D
DAKRİYOADENİT: Gözyaşı bezi iltihabı.
DAKRİYOLİT: Gözyaşı taşı.
DAKRİYOSİSTEKTOMİ: Gözyaşı kesesinin ameliyatla çıkartılması.
DAKRİYOSİSTİT: Gözyaşı kesesi iltihabı.
DAKRİYOSİSTOGRAFİ: Kontrast madde verilerek gözyaşı kesesi ve kanalının radyolojik olarak incelenmesi.

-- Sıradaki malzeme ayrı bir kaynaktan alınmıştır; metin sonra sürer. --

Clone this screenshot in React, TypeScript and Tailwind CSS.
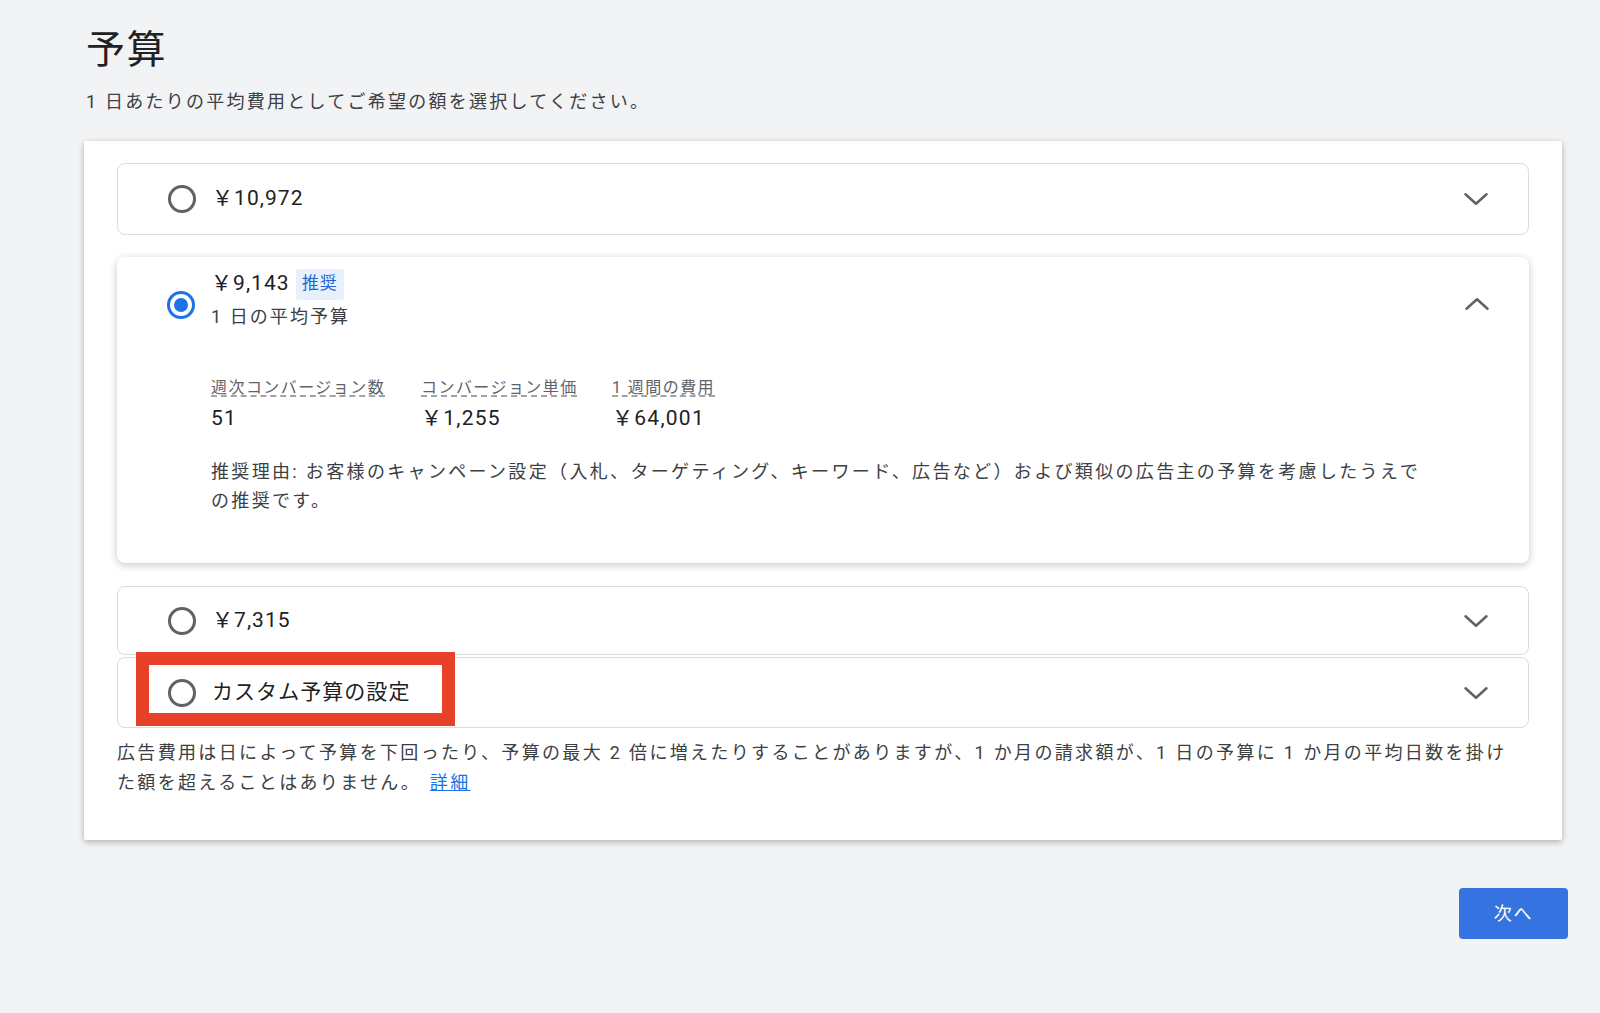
import React from "react";

const font = { fontFamily: "Roboto, 'Noto Sans CJK JP', sans-serif" };

function Radio({ checked }: { checked?: boolean }) {
  if (checked) {
    return (
      <span className="flex h-[28px] w-[28px] items-center justify-center rounded-full border-[3px] border-[#1a73e8]">
        <span className="h-[14px] w-[14px] rounded-full bg-[#1a73e8]" />
      </span>
    );
  }
  return <span className="block h-[28px] w-[28px] rounded-full border-[3px] border-[#5f6368]" />;
}

function Chevron({ up }: { up?: boolean }) {
  return (
    <svg width="28" height="28" viewBox="0 0 24 24" fill="none" stroke="#5f6368" strokeWidth="2.2" strokeLinecap="round" strokeLinejoin="round">
      {up ? <path d="M3 16l9-8 9 8" /> : <path d="M3 8l9 8 9-8" />}
    </svg>
  );
}

function CollapsedOption({ label, className }: { label: string; className: string }) {
  return (
    <div className={`flex items-center rounded-[8px] border border-[#dadce0] bg-white pl-[50px] pr-[38px] ${className}`}>
      <Radio />
      <span className="ml-[16px] flex-1 text-[21px] tracking-[0.05em] text-[#202124]">{label}</span>
      <Chevron />
    </div>
  );
}

const metrics = [
  { label: "週次コンバージョン数", value: "51", w: "w-[210px]" },
  { label: "コンバージョン単価", value: "￥1,255", w: "w-[191px]" },
  { label: "1 週間の費用", value: "￥64,001", w: "w-[160px]" },
];

export default function App() {
  return (
    <div className="min-h-screen bg-[#f1f3f4] pb-[74px]" style={font}>
      <div className="ml-[84px] w-[1478px] pt-[26px]">
        <h1 className="ml-[2px] text-[39px] leading-[48px] tracking-[0.04em] text-[#202124]">予算</h1>
        <p className="ml-[2px] mt-[15px] text-[18px] leading-[26px] tracking-[0.125em] text-[#3c4043]">
          1 日あたりの平均費用としてご希望の額を選択してください。
        </p>

        <div className="mt-[26px] rounded-[2px] bg-white px-[33px] pb-[42px] pt-[22px] shadow-[0_2px_6px_rgba(0,0,0,0.28)]">
          <CollapsedOption label="￥10,972" className="h-[72px]" />

          {/* expanded, recommended */}
          <div className="relative mt-[22px] rounded-[8px] bg-white pb-[48px] pl-[50px] pr-[38px] pt-[11px] shadow-[0_2px_8px_rgba(0,0,0,0.22)]">
            <div className="flex items-start">
              <div className="mt-[23px]">
                <Radio checked />
              </div>
              <div className="ml-[16px] flex-1">
                <div className="flex h-[32px] items-center">
                  <span className="text-[21px] tracking-[0.05em] text-[#202124]">￥9,143</span>
                  <span className="ml-[6px] flex h-[31px] items-center rounded-[3px] bg-[#e8f0fe] px-[6px] text-[17px] tracking-[0.06em] text-[#1967d2]">推奨</span>
                </div>
                <div className="text-[18px] leading-[33px] tracking-[0.115em] text-[#3c4043]">1 日の平均予算</div>
              </div>
              <div className="mt-[22px]">
                <Chevron up />
              </div>
            </div>

            <div className="ml-[44px] mt-[43px] flex">
              {metrics.map((m) => (
                <div key={m.label} className={m.w}>
                  <div className="text-[16px] leading-[24px] tracking-[0.09em] text-[#5f6368] underline decoration-dashed decoration-[#80868b] underline-offset-[3px]">
                    {m.label}
                  </div>
                  <div className="mt-[2px] text-[21px] leading-[32px] tracking-[0.06em] text-[#202124]">{m.value}</div>
                </div>
              ))}
            </div>

            <p className="ml-[44px] mt-[23px] w-[1270px] text-[18px] leading-[29px] tracking-[0.13em] text-[#3c4043]">
              推奨理由: お客様のキャンペーン設定（入札、ターゲティング、キーワード、広告など）および類似の広告主の予算を考慮したうえで
              <br />
              の推奨です。
            </p>
          </div>

          <CollapsedOption label="￥7,315" className="mt-[23px] h-[69px]" />
          <div className="relative mt-[2px]">
            <CollapsedOption label="カスタム予算の設定" className="h-[71px]" />
            <div className="pointer-events-none absolute left-[19px] top-[-5px] h-[74px] w-[319px] border-[13px] border-[#e8412a]" />
          </div>

          <p className="mt-[10px] whitespace-nowrap text-[18px] leading-[30px] tracking-[0.13em] text-[#3c4043]">
            広告費用は日によって予算を下回ったり、予算の最大 2 倍に増えたりすることがありますが、1 か月の請求額が、1 日の予算に 1 か月の平均日数を掛け
            <br />
            た額を超えることはありません。{" "}
            <a href="#" className="ml-[2px] text-[#1a73e8] underline">
              詳細
            </a>
          </p>
        </div>
      </div>

      <div className="mt-[48px] flex w-[1568px] justify-end">
        <button className="h-[51px] w-[109px] rounded-[4px] bg-[#3574e0] text-[18px] tracking-[0.1em] text-white">次へ</button>
      </div>
    </div>
  );
}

DAKRİYOSİSTORİNOSTOMİ: Gözyaşı kanalının tıkalı olduğu durumlarda uygulanan, kesenin burun boşluğuna diranajını sağlayan ameliyat.
DALTONİZM: Renk körlüğü.
DANSİMETRE: Yoğunluk ölçen cihaz.
DEBİLİTE: Zeka geriliği.
DEFEKASYON: Dışkının dışarı atılması.
DEFEKT: Eksiklik, kusur.
DEF-İ HACET: Dışkı
DEFİBRİLATÖR: Kalbin normal dışı hızlı atımını durdurarak tekrar normal kalp ritmine dönmesini sağlayan araç.
DEFLORASYON: Kızlık zarının yırtılması.
DEFORMASYON: Şeklini bozma.
DEFORMİTE: Şekil bozukluğu.
DEJENERASYON: Dokuların normal yapılarının bozulup normal fonksiyonlarını yapamıyacak hale gelmeleri.
DEKOMPRESYON: Baskı yapan gücün veya baskının kaldırılması.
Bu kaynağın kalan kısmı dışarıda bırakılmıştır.